Algunas veces, con este hombre cultísimo, entrábamos de la arquitectura cienfueguera. "Claro Pepito, si sólo hay que ver la arquitectura de la Sociedad Liceo y yo que la recordaba, le señalaba ¿Por qué un cienfueguero no analiza su fachada y los diferentes estilos que se entrecruzan en ella?

Y riéndome contestaba: "Pero hay que incluir las palmas cienfuegueras. Allá junto al río. En la soledad de la tarde. Cuando la brisa parece reposar sobre los penachos y las sombras se acurrucaban en las orillas. Esto que te digo si es arquitectura Pepito. "¿No retratas las del Parque Central de Cienfuegos, casi junto a la iglesia?" Anisia y Amalita, las dos hermanas, me habían hablado tanto del parque y sus días cienfuegueros. Y yo les contestaba. "!Pero si no se puede olvidar Cienfuegos, ni las flores, ni las palmas! ¿Y cuándo las vistes por vez primera, cuándo Pepito?

Entonces recordé el día que topé con el heladero japonés, una institución de la ciudad. Era un 25 de diciembre y papá le habló al Guajiro. "Guajiro, llévanos a Cienfuegos, que quiero comer Montería en el San Carlos" Y yo fotografío hasta la pared desconchada del Consulado francés y la casa estilo colonial. Y el viejo elevador del Hotel San Carlos.

Y cuando se lo describía en detalles, Alonsito contestaba: "Es que no se puede olvidar Cienfuegos ni sus flores. Por eso yo me casé con "Daisy"

"Alonsito, trae del teatro Terry; y a Palatino" Sí, a mí no se me olvida Cienfuegos ni Alonsito. Ni aquel libro sobre los Castaños y el azúcar, que está aquí en mi biblioteca, y cuya epopeya, la de esta familia que fundó una de las cajas fuertes más grandes de Cuba, y cuya historia descubrió un intelectual norteamericano en los sótanos de la Biblioteca Municipal de New York, donde reposan miles de manuscritos de la historia de Cuba y de la Perla del Sur.

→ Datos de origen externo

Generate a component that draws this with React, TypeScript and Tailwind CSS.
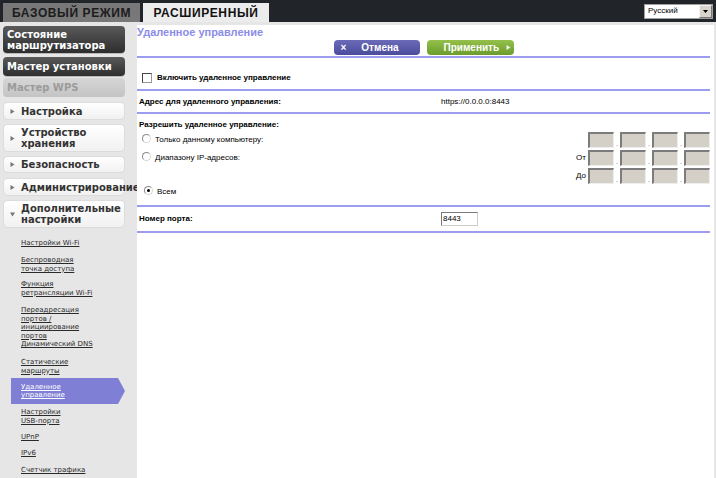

Un día escribí sobre Cayo Alcatraz y le llamó Muñíz. Era el autor de Luna Cienfueguera. La que nos recuerda siempre a Cuba como me la trae todos los días ese amigo inolvidable, Alonsito Avila. Como me la trae, minuto a minuto, las flores cienfuegueras. Es verdad lo que machacan el Apóstol que "la muerte no era verdad si se había cumplido, (como Alonsito), la obra de la vida".